Woman Falls 200-Feet, Hikes to Safety with Broken Neck
By Emily Morgan,
A Colorado hiker is lucky to be alive after she plunged 200 feet while hiking in the San Gabriel Mountains in California.
Last Christmas Eve, 40-year-old Ruth Woroniecki summited Cucamonga Peak and began hiking down the mountain. Around mid-day, she slipped on a patch of ice. As a result, the Colorado native tumbled 200 feet.
According to the San Bernardino Sheriff’s Department, the woman broke her neck due to the fall. In addition, she also suffered a significant head wound and facial lacerations. A GoFundMe for Woroniecki has since been started to help with her medical expenses.

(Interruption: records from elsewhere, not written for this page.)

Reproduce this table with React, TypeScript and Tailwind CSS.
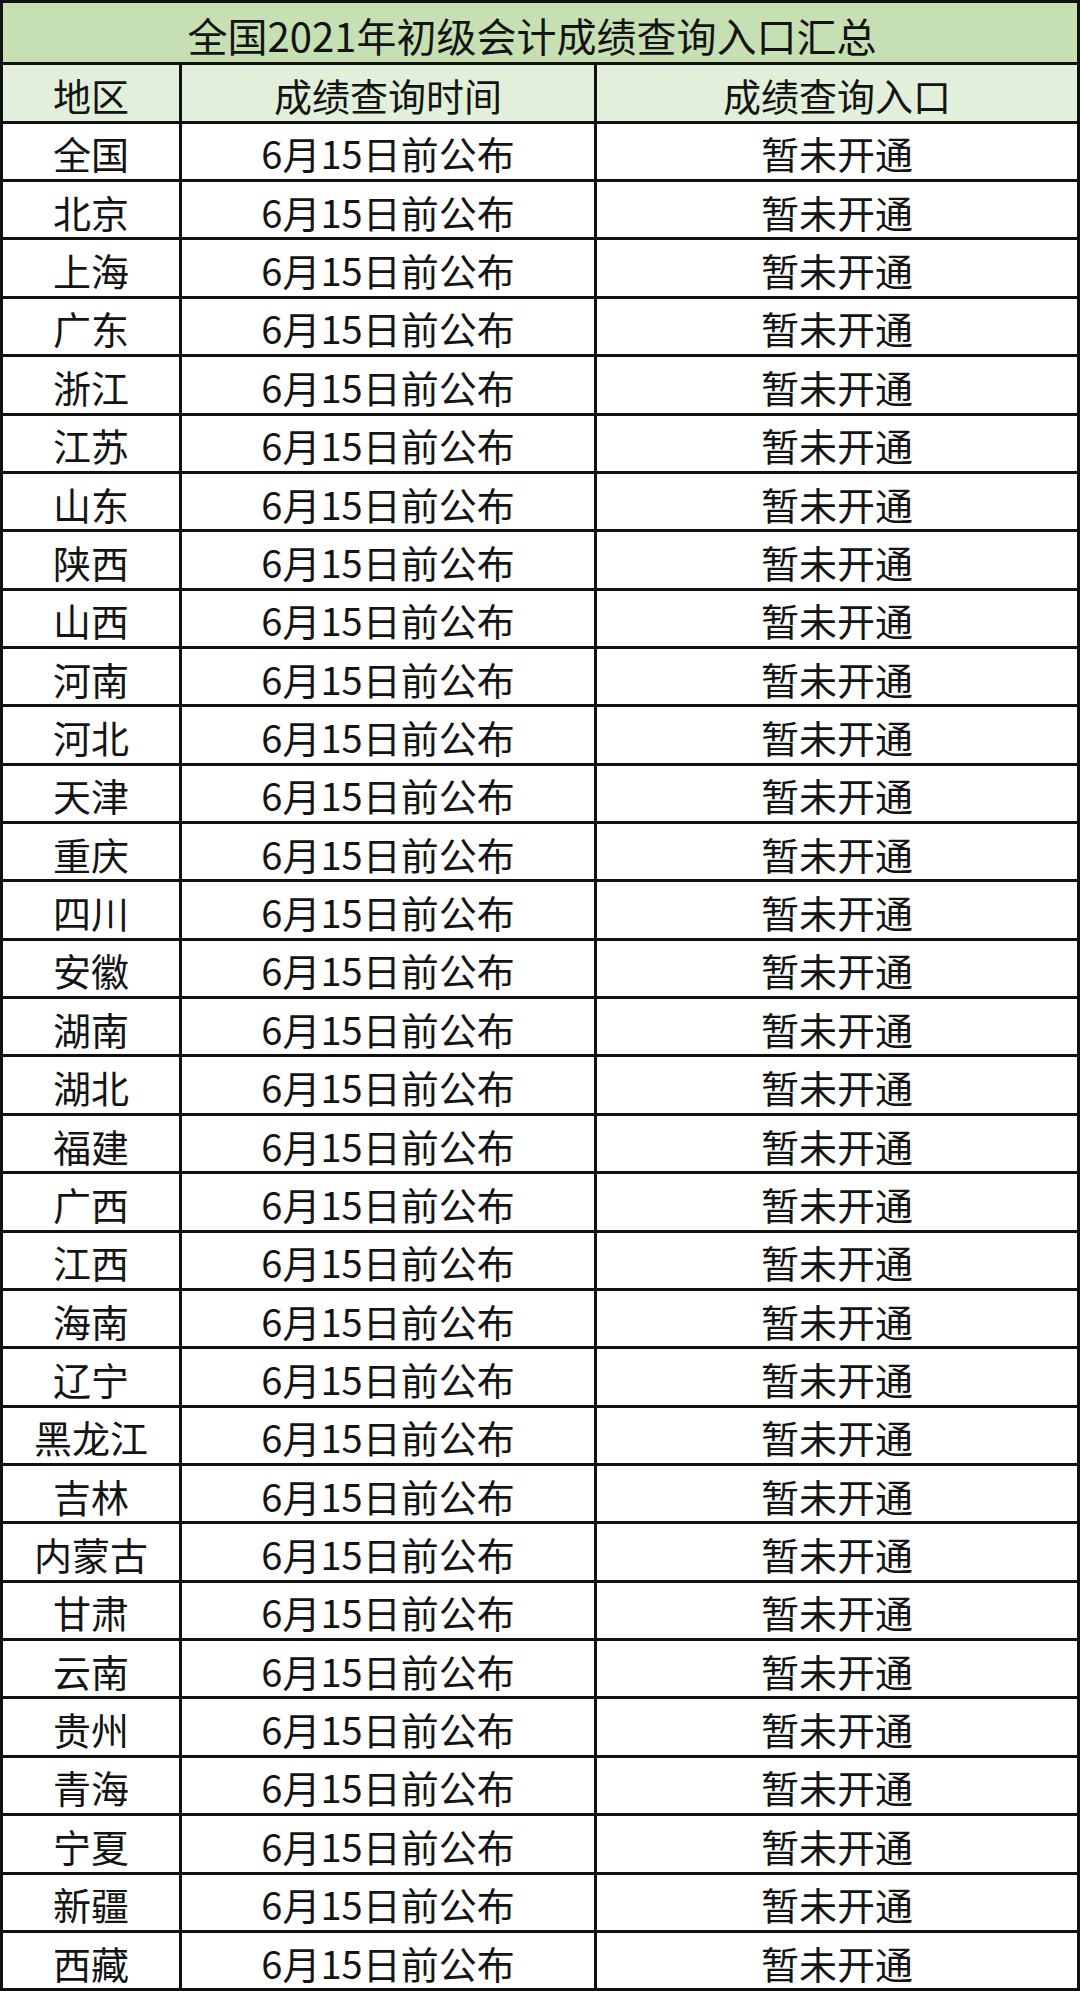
import React from 'react';

const regions = [
  '全国', '北京', '上海', '广东', '浙江', '江苏', '山东', '陕西', '山西', '河南', '河北',
  '天津', '重庆', '四川', '安徽', '湖南', '湖北', '福建', '广西', '江西', '海南', '辽宁',
  '黑龙江', '吉林', '内蒙古', '甘肃', '云南', '贵州', '青海', '宁夏', '新疆', '西藏',
];

const Row: React.FC<{ cells: string[]; bg?: string }> = ({ cells, bg = 'bg-white' }) => (
  <div className={`flex flex-1 border-t-[3px] border-[#111] ${bg}`}>
    <div className="w-[179px] flex items-center justify-center border-r-[3px] border-[#111] pt-[4px]">{cells[0]}</div>
    <div className="w-[415px] flex items-center justify-center border-r-[3px] border-[#111] pt-[4px]">{cells[1]}</div>
    <div className="flex-1 flex items-center justify-center pt-[4px]">{cells[2]}</div>
  </div>
);

export default function App() {
  return (
    <div
      className="w-[1080px] h-[1991px] flex flex-col border-[3px] border-[#111] text-[38px] leading-none text-[#141414]"
      style={{ fontFamily: '"Noto Sans CJK SC", "Noto Sans", sans-serif' }}
    >
      <div className="flex-1 flex items-center justify-center bg-[#c6e0b4] pt-[4px] pr-[16px] text-[40px]">
        全国2021年初级会计成绩查询入口汇总
      </div>
      <Row cells={['地区', '成绩查询时间', '成绩查询入口']} bg="bg-[#e2efda]" />
      {regions.map((r) => (
        <Row key={r} cells={[r, '6月15日前公布', '暂未开通']} />
      ))}
    </div>
  );
}
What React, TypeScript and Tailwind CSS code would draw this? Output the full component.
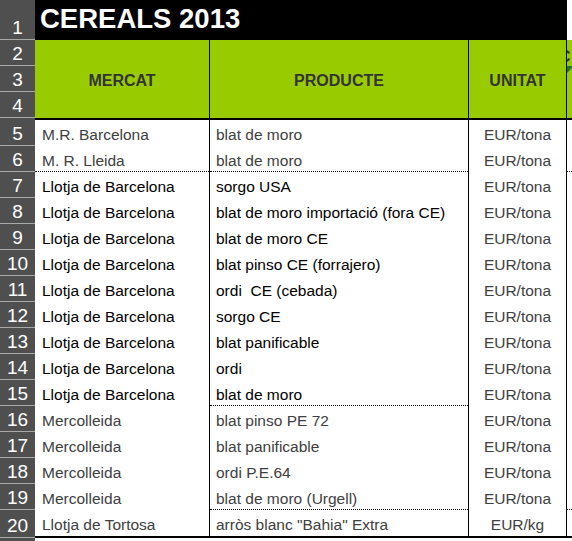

Despite suffering severe injuries, she managed to hike 150 feet to a clearing in the woods to get rescued by a helicopter. In addition, she was forced to hold her broken neck to avoid injuring it further as she hiked to safety.
Woroniecki is happy to have survived the incident despite all the hurdles she faced. However, she notes that it may not have been possible if it weren’t for fellow hikers who found her after the fall. “I’m just deeply, deeply grateful,” she noted.
Before the fall, she was camping with her family in the Lytle Creek area when she left to hike solo.
Fellow hikers rally around woman after she plunges 200 feet while hiking
Although she couldn’t remember the actual fall, when she regained consciousness, she woke up to find good samaritans who were by her side. In addition, one hiker was trying to send first responders her GPS coordinates. Another was covering her with a coat.
Later, a search and rescue team found Woroniecki, and they determined a rescue helicopter was needed to get her out of the area, according to the SBSD.
Despite their best efforts, the team could not get to her as “gusty winds” were coming over the Cucamonga Saddle.
As a result, she was forced to hike 150 feet to a nearby opening, where the helicopter could safely get her out of the area.
Later, she was transported via ambulance to a nearby hospital for medical attention.
According to news outlets, she’s still trying to recover from her fall but is on her feet— something she describes as “extremely exciting.” In addition, she says she’s used her faith to help her find the strength to get better.
“That’s what I was saying about prayer,” Woroniecki noted. She recalled that right after the fall, she thought, “Jesus, now, help me. Be with me.”
She added, “He brought me that sense of hope and comfort, and he got me through.”
According to Chris Mejia of the San Bernardino Sheriff’s Department, it’s “a miracle” that Woroniecki survived the fall.